### Task objective
Set down the data below from its first line to the line holding "</ValueBar>", inclusive; omit all pictures.

═════ Data in this exercise

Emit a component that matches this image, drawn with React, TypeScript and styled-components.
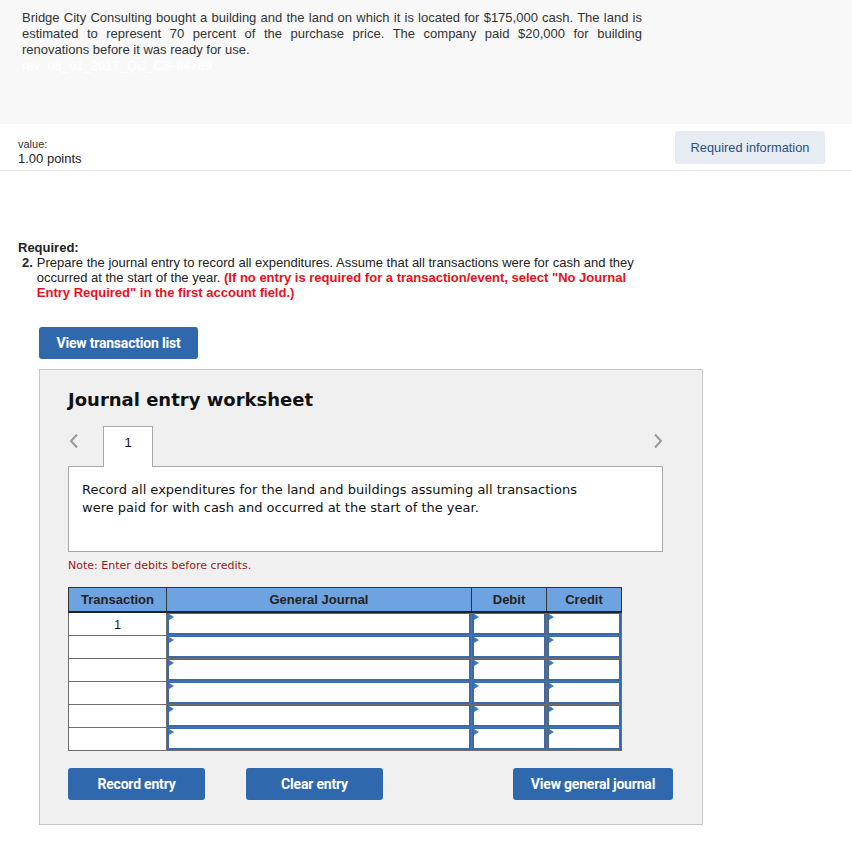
import React from "react";
import styled, { createGlobalStyle } from "styled-components";

const GlobalStyle = createGlobalStyle`
  body {
    margin: 0;
    background: #ffffff;
    font-family: "Liberation Sans", Arial, sans-serif;
    color: #222;
  }
`;

const rows = ["1", "", "", "", "", ""];

const Chevron = (props: { dir: "left" | "right" }) => (
  <svg width="10" height="16" viewBox="0 0 10 16">
    <path
      d={props.dir === "left" ? "M8 1.5 L2 8 L8 14.5" : "M2 1.5 L8 8 L2 14.5"}
      fill="none"
      stroke="#9a9a9a"
      strokeWidth="2"
    />
  </svg>
);

export default function App() {
  return (
    <>
      <GlobalStyle />
      <Problem>
        <ProblemText>
          Bridge City Consulting bought a building and the land on which it is located for
          $175,000 cash. The land is estimated to represent 70 percent of the purchase price.
          The company paid $20,000 for building renovations before it was ready for use.
        </ProblemText>
        <Rev>rev: 08_01_2017_QC_CS-94789</Rev>
      </Problem>

      <ValueBar>
        <div>
          <ValueLabel>value:</ValueLabel>
          <Points>1.00 points</Points>
        </div>
        <InfoButton>Required information</InfoButton>
      </ValueBar>

      <Required>
        <RequiredTitle>Required:</RequiredTitle>
        <Item>
          <ItemNum>2.</ItemNum>
          <span>
            Prepare the journal entry to record all expenditures. Assume that all transactions
            were for cash and they occurred at the start of the year.{" "}
            <Warn>
              (If no entry is required for a transaction/event, select "No Journal Entry
              Required" in the first account field.)
            </Warn>
          </span>
        </Item>
      </Required>

      <Main>
        <BlueButton width={159}>View transaction list</BlueButton>

        <Worksheet>
          <Title>Journal entry worksheet</Title>

          <TabRow>
            <Arrow side="left">
              <Chevron dir="left" />
            </Arrow>
            <Tab>1</Tab>
            <Spacer />
            <Arrow side="right">
              <Chevron dir="right" />
            </Arrow>
          </TabRow>

          <Description>
            Record all expenditures for the land and buildings assuming all transactions
            <br />
            were paid for with cash and occurred at the start of the year.
          </Description>

          <Note>Note: Enter debits before credits.</Note>

          <Journal>
            <colgroup>
              <col style={{ width: 98 }} />
              <col style={{ width: 305 }} />
              <col style={{ width: 75 }} />
              <col style={{ width: 75 }} />
            </colgroup>
            <thead>
              <tr>
                <Th>Transaction</Th>
                <Th>General Journal</Th>
                <Th>Debit</Th>
                <Th>Credit</Th>
              </tr>
            </thead>
            <tbody>
              {rows.map((r, i) => (
                <tr key={i}>
                  <TxCell>{r}</TxCell>
                  <Td>
                    <Field />
                  </Td>
                  <Td>
                    <Field />
                  </Td>
                  <Td>
                    <Field />
                  </Td>
                </tr>
              ))}
            </tbody>
          </Journal>

          <Actions>
            <BlueButton width={137}>Record entry</BlueButton>
            <BlueButton width={137}>Clear entry</BlueButton>
            <Spacer />
            <BlueButton width={160}>View general journal</BlueButton>
          </Actions>
        </Worksheet>
      </Main>
    </>
  );
}

const Problem = styled.div`
  background: #f8f8f8;
  height: 124px;
  box-sizing: border-box;
  padding: 10px 210px 0 22px;
`;

const ProblemText = styled.p`
  margin: 0;
  font-size: 13px;
  line-height: 16px;
  text-align: justify;
  color: #333;
`;

const Rev = styled.div`
  font-size: 13px;
  line-height: 16px;
  color: #ffffff;
`;

const ValueBar = styled.div`
  display: flex;
  justify-content: space-between;
  align-items: flex-start;
  padding: 7px 27px 3px 18px;
  border-bottom: 1px solid #e6e6e6;
`;

const ValueLabel = styled.div`
  font-size: 11px;
  line-height: 14px;
  margin-top: 6px;
  color: #333;
`;

const Points = styled.div`
  font-size: 13px;
  line-height: 16px;
  color: #222;
`;

const InfoButton = styled.div`
  background: #e6ecf2;
  color: #2b4f80;
  font-size: 12.8px;
  width: 150px;
  height: 33px;
  display: flex;
  align-items: center;
  justify-content: center;
  border-radius: 3px;
`;

const Required = styled.div`
  padding: 69px 20px 0 18px;
  font-size: 13px;
  line-height: 15px;
  color: #222;
  width: 620px;
`;

const RequiredTitle = styled.div`
  font-weight: bold;
`;

const Item = styled.div`
  display: flex;
  gap: 4px;
  padding-left: 4px;
`;

const ItemNum = styled.b`
  flex: none;
`;

const Warn = styled.b`
  color: #e8101c;
`;

const Main = styled.div`
  padding: 27px 0 40px 39px;
  display: flex;
  flex-direction: column;
  align-items: flex-start;
  gap: 10px;
`;

const BlueButton = styled.div<{ width: number }>`
  width: ${(p) => p.width}px;
  height: 32px;
  background: #3068ae;
  color: #fff;
  border-radius: 3px;
  font-family: Roboto, "Liberation Sans", sans-serif;
  font-weight: bold;
  font-size: 14px;
  letter-spacing: -0.2px;
  display: flex;
  align-items: center;
  justify-content: center;
  flex: none;
`;

const Worksheet = styled.div`
  width: 664px;
  box-sizing: border-box;
  background: #f0f0f0;
  border: 1px solid #c6c6c6;
  padding: 18px 40px 24px 28px;
  font-family: "DejaVu Sans", Verdana, sans-serif;
`;

const Title = styled.div`
  font-weight: bold;
  font-size: 18px;
  color: #111;
  line-height: 24px;
`;

const TabRow = styled.div`
  display: flex;
  align-items: center;
  margin-top: 14px;
  height: 41px;
  width: 595px;
  position: relative;
  z-index: 1;
  margin-bottom: -1px;
`;

const Arrow = styled.div<{ side: "left" | "right" }>`
  width: 35px;
  display: flex;
  align-items: center;
  justify-content: ${(p) => (p.side === "left" ? "flex-start" : "flex-end")};
  padding: ${(p) => (p.side === "left" ? "0 0 12px 1px" : "0 0 12px 0")};
  height: 100%;
  box-sizing: border-box;
`;

const Tab = styled.div`
  width: 50px;
  height: 41px;
  box-sizing: border-box;
  background: #fff;
  border: 1px solid #a8a8a8;
  border-bottom: none;
  font-family: "Liberation Sans", Arial, sans-serif;
  font-size: 13px;
  display: flex;
  justify-content: center;
  padding-top: 8px;
  color: #111;
`;

const Spacer = styled.div`
  flex: 1;
`;

const Description = styled.div`
  width: 595px;
  height: 86px;
  box-sizing: border-box;
  background: #fff;
  border: 1px solid #a8a8a8;
  padding: 14px 13px;
  font-size: 13px;
  line-height: 18px;
  color: #111;
`;

const Note = styled.div`
  margin-top: 7px;
  font-size: 11px;
  color: #9e1420;
  line-height: 14px;
`;

const Journal = styled.table`
  margin-top: 14px;
  border-collapse: collapse;
  width: 553px;
  table-layout: fixed;
  border: 1px solid #666;
  font-family: "Liberation Sans", Arial, sans-serif;
`;

const Th = styled.th`
  background: #6ea3e1;
  height: 23px;
  border: 1px solid #333;
  border-bottom: 2px solid #222;
  font-size: 13px;
  color: #222;
  padding: 0;
`;

const Td = styled.td`
  height: 22px;
  padding: 0;
  border: 1px solid #6e6e6e;
  background: #fff;
`;

const TxCell = styled(Td)`
  text-align: center;
  vertical-align: top;
  font-size: 12px;
  padding-top: 5px;
  height: 17px;
  color: #111;
`;

const Field = styled.div`
  height: 22px;
  box-sizing: border-box;
  border: 2px solid #3a6aa9;
  border-top-width: 1px;
  background: #fff;
  position: relative;

  &::before {
    content: "";
    position: absolute;
    left: 0;
    top: 0;
    border-top: 3px solid transparent;
    border-bottom: 3px solid transparent;
    border-left: 5px solid #3a78c8;
  }
`;

const Actions = styled.div`
  display: flex;
  margin-top: 17px;
  gap: 41px;
  width: 605px;
`;
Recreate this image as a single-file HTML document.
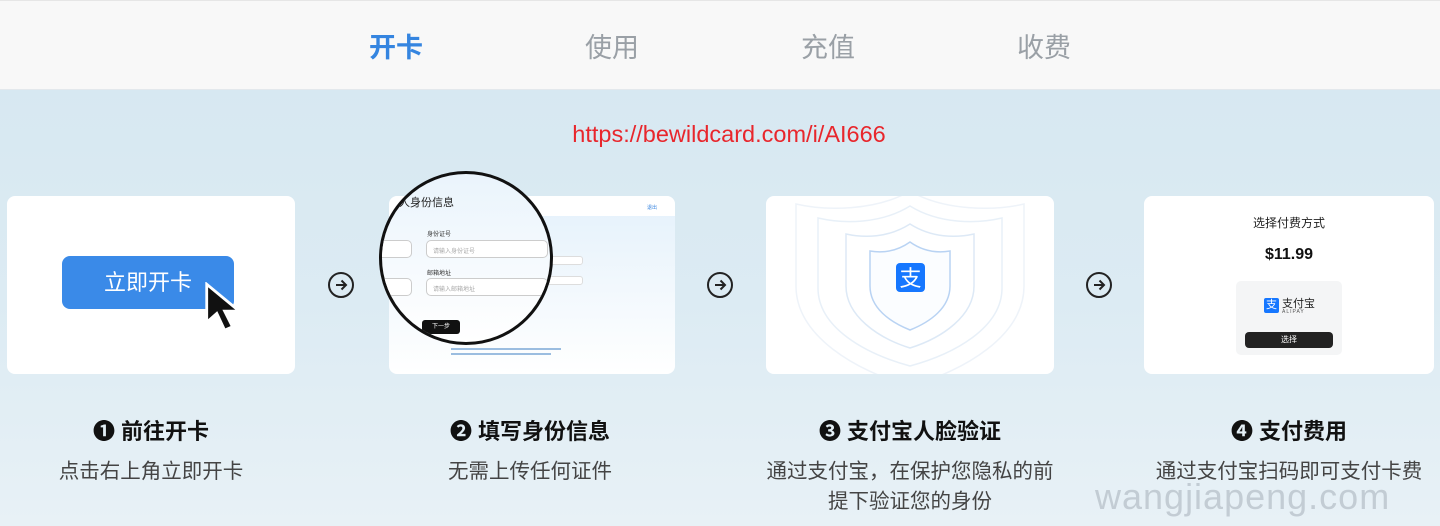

══════════

### The output
Emit a component that matches this image, drawn with React, TypeScript and styled-components.
import React from "react";
import styled, { createGlobalStyle } from "styled-components";

const GlobalStyle = createGlobalStyle`
  body {
    margin: 0;
    background: #ffffff;
    font-family: "Liberation Sans", Arial, sans-serif;
    color: #222;
  }
`;

const rows = ["1", "", "", "", "", ""];

const Chevron = (props: { dir: "left" | "right" }) => (
  <svg width="10" height="16" viewBox="0 0 10 16">
    <path
      d={props.dir === "left" ? "M8 1.5 L2 8 L8 14.5" : "M2 1.5 L8 8 L2 14.5"}
      fill="none"
      stroke="#9a9a9a"
      strokeWidth="2"
    />
  </svg>
);

export default function App() {
  return (
    <>
      <GlobalStyle />
      <Problem>
        <ProblemText>
          Bridge City Consulting bought a building and the land on which it is located for
          $175,000 cash. The land is estimated to represent 70 percent of the purchase price.
          The company paid $20,000 for building renovations before it was ready for use.
        </ProblemText>
        <Rev>rev: 08_01_2017_QC_CS-94789</Rev>
      </Problem>

      <ValueBar>
        <div>
          <ValueLabel>value:</ValueLabel>
          <Points>1.00 points</Points>
        </div>
        <InfoButton>Required information</InfoButton>
      </ValueBar>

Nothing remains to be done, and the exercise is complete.